History: This process was discovered in multiple experiments at GSI in Germany in 1982.

Two-Proton Emission

_xN_y → _x-2N^*_y + 2p

Process: A nucleus spontaneously emits two protons. The daughter nucleus is often formed in an excited state and loses energy by gamma-ray emission. Two-proton radioactivity occurs in very neutron-deficient nuclei which lie beyond the proton dripline, that means that the energy to remove the two protons is less than zero. The two protons are only held in the nucleus by the centrifugal barrier.

History: This process was discovered in experiments at both GANIL and GSI in 2002 looking at the decay of ⁵⁴Fe.

Cluster Radioactivity

_xN_y → _x-6N^*_y-8 + ¹⁴₆C₈

Process: A nucleus spontaneously emits a nucleus between roughly A=14-34. Cluster radioactivity is an extremely rare process and is only exhibited by a handful of nuclei in which the daughter nucleus is close to doubly-magic, like ²⁰⁸Pb. In fact there are only 12 cases of cluster radioactivity discovered so far.

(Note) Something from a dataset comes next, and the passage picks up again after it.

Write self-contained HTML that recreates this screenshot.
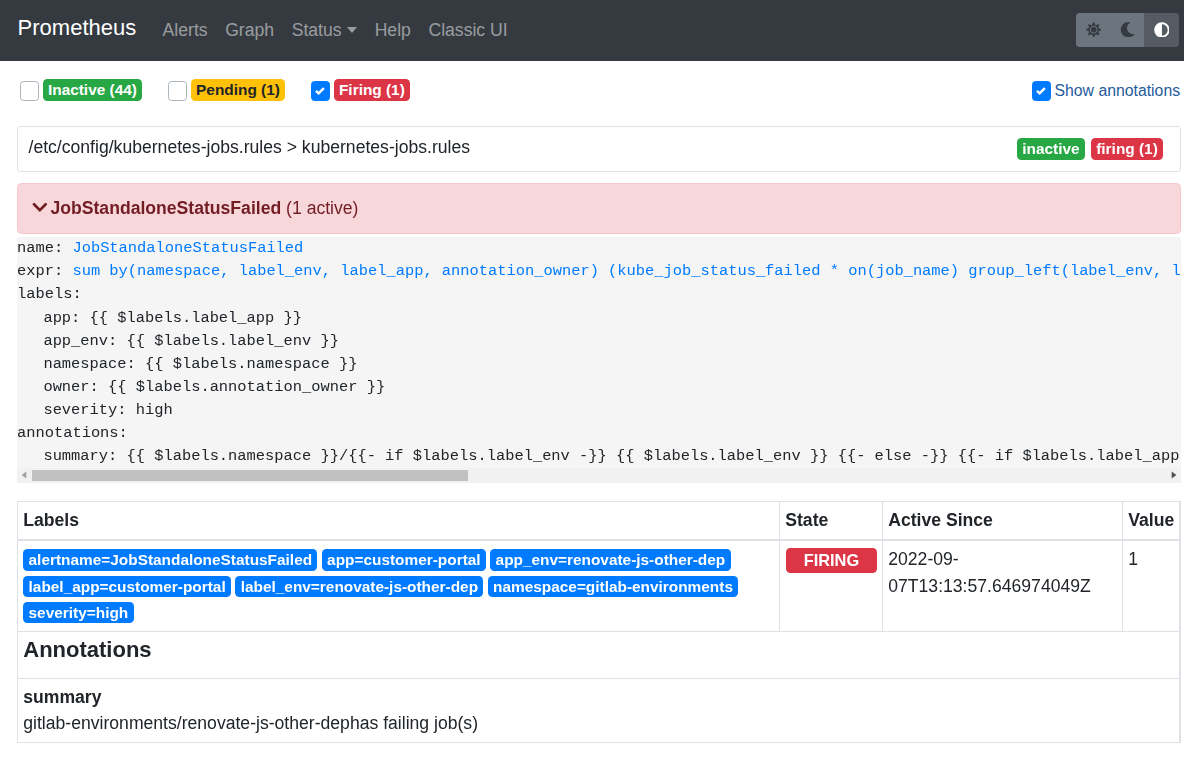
<!DOCTYPE html>
<html>
<head>
<meta charset="utf-8">
<style>
*{box-sizing:border-box;margin:0;padding:0}
html,body{width:1184px;height:761px;overflow:hidden;background:#fff}
body{font-family:"Liberation Sans",sans-serif;color:#212529;position:relative;font-size:17.6px;line-height:26.4px}
.abs{position:absolute}
/* navbar */
.nav{position:absolute;left:0;top:0;width:1184px;height:60.5px;background:#343a40}
.brand{position:absolute;left:17.6px;top:11px;font-size:22px;line-height:33px;color:#fff;white-space:nowrap}
.links{position:absolute;left:153.8px;top:14px;display:flex;white-space:nowrap}
.links span{display:block;padding:0 8.8px;font-size:17.6px;line-height:33px;color:rgba(255,255,255,.5)}
.caret{display:inline-block;margin-left:5.5px;vertical-align:3px;border-top:6.2px solid rgba(255,255,255,.5);border-left:5.2px solid transparent;border-right:5.2px solid transparent}
.tg{position:absolute;left:1076px;top:13px;height:34px;width:102.8px;border-radius:3.5px;overflow:hidden;display:flex}
.tg div{height:34px;background:#6c757d}
/* checkbox row */
.cb{position:absolute;top:81.2px;width:19.2px;height:19.4px;border:1px solid #adb5bd;border-radius:3.6px;background:#fff}
.cb.on{background:#007bff;border-color:#007bff}
.bdg{position:absolute;font-weight:bold;font-size:15.4px;line-height:15.4px;color:#fff;border-radius:4.4px;white-space:nowrap;text-align:center}
/* status card */
.card{position:absolute;left:17px;top:125.8px;width:1164px;height:45.8px;border:1px solid #dee2e6;border-radius:3px}
.alert{position:absolute;left:17px;top:183px;width:1164px;height:50.6px;background:#f8d7da;border:1px solid #f5c6cb;border-radius:4.4px;color:#721c24}
pre{position:absolute;left:17px;top:237px;width:1164px;height:246px;background:#f5f5f5;overflow:hidden;font-family:"Liberation Mono",monospace;font-size:15.4px;line-height:23.1px;color:#212529;white-space:pre}
pre a{color:#007bff;text-decoration:none}
pre .ind{margin-left:26.4px}
pre .l1{position:relative;top:0.5px}
.sb{position:absolute;left:0;bottom:0;width:1164px;height:15px;background:#f1f1f1}
.thumb{position:absolute;left:15px;top:2px;height:11px;width:436px;background:#c1c1c1}
/* table */
table{position:absolute;left:17px;top:501px;width:1163px;border-collapse:collapse;table-layout:fixed}
td,th{border:1.1px solid #dee2e6;padding:5.28px;vertical-align:top;text-align:left}
th{font-weight:bold;border-bottom-width:2.2px}
.lb{display:inline-block;background:#007bff;color:#fff;font-weight:bold;font-size:15.4px;line-height:15.4px;padding:3px 5.3px;border-radius:4.4px;margin-right:4.4px}
</style>
</head>
<body>
<div class="nav">
  <div class="brand">Prometheus</div>
  <div class="links"><span>Alerts</span><span>Graph</span><span>Status<i class="caret"></i></span><span>Help</span><span>Classic UI</span></div>
  <div class="tg">
    <div style="width:34px;position:relative">
      <svg style="position:absolute;left:9.6px;top:8.8px" width="15.4" height="15.4" viewBox="0 0 512 512"><path fill="#343a40" d="M256 160c-52.9 0-96 43.1-96 96s43.1 96 96 96 96-43.1 96-96-43.1-96-96-96zm246.4 80.5l-94.7-47.3 33.5-100.4c4.5-13.6-8.4-26.5-21.9-21.900l-100.4 33.5-47.4-94.8c-6.4-12.8-24.6-12.8-31 0l-47.3 94.7L92.7 70.8c-13.6-4.5-26.5 8.4-21.9 21.9l33.5 100.4-94.700 47.4c-12.8 6.4-12.8 24.6 0 31l94.7 47.3-33.5 100.5c-4.5 13.6 8.4 26.5 21.9 21.9l100.4-33.5 47.3 94.7c6.4 12.8 24.6 12.8 31 0l47.3-94.7 100.4 33.5c13.6 4.5 26.5-8.4 21.9-21.9l-33.5-100.4 94.7-47.3c13-6.5 13-24.7.2-31.1zm-155.9 106c-49.9 49.9-131.1 49.9-181 0-49.9-49.9-49.9-131.1 0-181 49.9-49.9 131.1-49.9 181 0 49.9 49.9 49.9 131.1 0 181z"/></svg>
    </div>
    <div style="width:34px;position:relative">
      <svg style="position:absolute;left:10px;top:8.8px" width="15.4" height="15.4" viewBox="0 0 512 512"><path fill="#343a40" d="M283.211 512c78.962 0 151.079-35.925 198.857-94.792 7.068-8.708-.639-21.43-11.562-19.35-124.203 23.654-238.262-71.576-238.262-196.954 0-72.222 38.662-138.635 101.498-174.394 9.686-5.512 7.25-20.197-3.756-22.23A258.156 258.156 0 0 0 283.211 0c-141.309 0-256 114.511-256 256 0 141.309 114.511 256 256 256z"/></svg>
    </div>
    <div style="width:34.8px;background:#545b62;position:relative">
      <svg style="position:absolute;left:9.5px;top:8.6px" width="15.9" height="15.9" viewBox="0 0 512 512"><path fill="#fff" d="M8 256c0 136.966 111.033 248 248 248s248-111.034 248-248S392.966 8 256 8 8 119.033 8 256zm248 184V72c101.705 0 184 82.311 184 184 0 101.705-82.311 184-184 184z"/></svg>
    </div>
  </div>
</div>

<div class="cb" style="left:20px"></div>
<div class="bdg" style="left:43.1px;top:78.9px;width:98.7px;height:22.1px;padding-top:3.35px;background:#28a745">Inactive (44)</div>
<div class="cb" style="left:168.3px"></div>
<div class="bdg" style="left:191px;top:78.9px;width:94px;height:22.1px;padding-top:3.35px;background:#ffc107;color:#212529">Pending (1)</div>
<div class="cb on" style="left:311px"><svg width="18" height="18" viewBox="0 0 18 18" style="position:absolute;left:0;top:0"><path d="M4 8.9 L6.6 11.4 L11.9 6.1" fill="none" stroke="#fff" stroke-width="2.4" stroke-linecap="butt" stroke-linejoin="miter"/></svg></div>
<div class="bdg" style="left:334.1px;top:78.9px;width:75.6px;height:22.1px;padding-top:3.35px;background:#dc3545">Firing (1)</div>
<div class="cb on" style="left:1032px"><svg width="18" height="18" viewBox="0 0 18 18" style="position:absolute;left:0;top:0"><path d="M4 8.9 L6.6 11.4 L11.9 6.1" fill="none" stroke="#fff" stroke-width="2.4" stroke-linecap="butt" stroke-linejoin="miter"/></svg></div>
<div class="abs" style="left:1054.5px;top:77.6px;font-size:15.8px;color:#1f5c9c;white-space:nowrap">Show annotations</div>

<div class="gl" style="position:absolute;left:0;top:0;width:1184px;height:761px;will-change:transform">
<div class="card">
  <div class="abs" style="left:10.5px;top:7.5px;white-space:nowrap">/etc/config/kubernetes-jobs.rules &gt; kubernetes-jobs.rules</div>
  <div class="bdg" style="left:999px;top:11.4px;width:68px;height:21.6px;padding-top:3.1px;background:#28a745">inactive</div>
  <div class="bdg" style="left:1073px;top:11.4px;width:72px;height:21.6px;padding-top:3.1px;background:#dc3545">firing (1)</div>
</div>

<div class="alert">
  <svg class="abs" style="left:10px;top:12px" width="28" height="22" viewBox="0 0 28 22"><path d="M6 8.2 L11.85 14.1 L17.7 8.2" fill="none" stroke="#721c24" stroke-width="2.7" stroke-linecap="round" stroke-linejoin="miter"/></svg>
  <div class="abs" style="left:32.5px;top:11px;white-space:nowrap"><b>JobStandaloneStatusFailed</b> (1 active)</div>
</div>

<pre><div>name: <a>JobStandaloneStatusFailed</a></div><div>expr: <a>sum by(namespace, label_env, label_app, annotation_owner) (kube_job_status_failed * on(job_name) group_left(label_env, label_app, annotation_owner) kube_job_labels{label_app!=""}) &gt; 0</a></div><div>labels:</div><div class="ind l1">app: {{ $labels.label_app }}</div><div class="ind l1">app_env: {{ $labels.label_env }}</div><div class="ind l1">namespace: {{ $labels.namespace }}</div><div class="ind l1">owner: {{ $labels.annotation_owner }}</div><div class="ind l1">severity: high</div><div>annotations:</div><div class="ind">summary: {{ $labels.namespace }}/{{- if $labels.label_env -}} {{ $labels.label_env }} {{- else -}} {{- if $labels.label_app -}} {{ $labels.label_app }} {{- end -}} {{- end -}} has failing job(s)</div><div class="sb"><div class="thumb"></div><svg style="position:absolute;left:4px;top:3px" width="6" height="8" viewBox="0 0 6 8"><path d="M5.3 0.5 L0.6 4 L5.3 7.5Z" fill="#a3a3a3"/></svg><svg style="position:absolute;left:1154px;top:3px" width="6" height="8" viewBox="0 0 6 8"><path d="M0.7 0.5 L5.4 4 L0.7 7.5Z" fill="#505050"/></svg></div></pre>

<table>
<colgroup><col style="width:762px"><col style="width:103px"><col style="width:240px"><col></colgroup>
<tr><th>Labels</th><th>State</th><th>Active Since</th><th>Value</th></tr>
<tr><td><span class="lb">alertname=JobStandaloneStatusFailed</span><span class="lb">app=customer-portal</span><span class="lb">app_env=renovate-js-other-dep</span><span class="lb">label_app=customer-portal</span><span class="lb">label_env=renovate-js-other-dep</span><span class="lb">namespace=gitlab-environments</span><span class="lb">severity=high</span></td>
<td><span class="lb" style="background:#dc3545;font-size:16.4px;line-height:16.4px;padding:4px 18px 4.4px;margin:1.7px 0 0 0.4px">FIRING</span></td><td>2022-09-<br>07T13:13:57.646974049Z</td><td>1</td></tr>
<tr><td colspan="4"><div style="font-size:22px;line-height:26.4px;margin-bottom:9.6px;font-weight:bold">Annotations</div></td></tr>
<tr><td colspan="4" style="padding:5px 5.28px 4.8px"><div style="font-weight:bold">summary</div><div style="position:relative;top:-0.8px">gitlab-environments/renovate-js-other-dephas failing job(s)</div></td></tr>
</table>
<div style="position:absolute;left:1180px;top:501px;width:1px;height:242px;background:#dee2e6"></div>
</div>
</body>
</html>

History: This process was discovered by Rose and Jones in 1984 when they observed that in every 890 million alpha decays of ²²³Ra there is one emission of a ¹⁴C nucleus instead.

Spontaneous Fission

_{(x₁ + x₂)}N_{(y₁ + y₂)} → _x₁N^*_y₁ + _x₂N^*_y₂

Process: A nucleus spontaneously splits into two pieces. The fragments often release several neutrons before the final daughter nuclei are formed in an excited state and loses energy by gamma-ray emission. Spontaneous fission occurs in heavy nuclei. Fission can also be induced by bombarding a heavy nucleus with neutrons, protons or photons.

History: Spontaneous fission was first observed in 1940, by Petrzak and Flerov.

Gamma Emission

_xN^*_y → _xN_y + γ

Process: A nucleus in an excited state loses energy by emitting a gamma ray. A gamma ray is a high energy form of light or photon which is essentially a packet of energy. Gamma-ray emission can occur in any nucleus on the nuclear chart. An alternative process in certain transitions is internal conversion.

History: This process was the third form of radioactivity to be discovered. It was first observed by Paul Villard in 1900.

Internal Conversion

_xN^*_y → _xN⁺¹_y + e^-

Process: A nucleus in an excited state loses energy by passing it to an atomic electron and ejecting it from the atom. The energy of the electron is equal to the transition energy minus the binding energy of the atomic orbital from which it came. Internal conversion can occur in any nucleus on the nuclear chart but is more common in heavy nuclei above lead. An alternative process for the nucleus to lose energy is γ emission.

Glossary

Alpha Particle, α: An alpha particle is a bound ⁴He nucleus, that is, two protons and two neutrons tightly held together.
Atom: An atom consists of a central nucleus surrounded by a cloud of electrons.
Electron, e^- or β^-: The electron is a fundamental particle which carries one negative unit of electric charge. In an atom the electrons occupy orbitals around a central nucleus. A β^- particle is an electron.
Neutrino, ν_e, ν_μ, ν_τ: A neutrino is a fundamental particle which come in three flavors; electron, muon and tau. The neutrino carries no electric charge and has almost no mass. It passes through ordinary matter with almost no effect and only very occasionally undergoes an interaction. A bar over the symbol, ν̅_e, indicates an anti-neutrino, the regular neutrino's antiparticle.
Neutron, n: One of the components which makes up a nucleus. The neutron carries no nuclear charge. A neutron is not itself a fundamental particle as it is made up of three quarks, two down and one up quark.
Nucleus, _xN_y: A nucleus is the central part of an atom. It consists of a number of protons (x) and neutrons (y). The number of protons defines which element the nucleus is and the sum of neutrons and protons defines which isotope it is.
Positron, e⁺ or β⁺: The positron is a fundamental particle which is the anti-particle of the electron. The position carries one positive unit of electric charge. A β^- particle is a positron.
Proton, p: One of the components which makes up a nucleus. The proton carries one positive unit of electric charge. A proton is not itself a fundamental particle as it is made up of three quarks, two up and one down quark.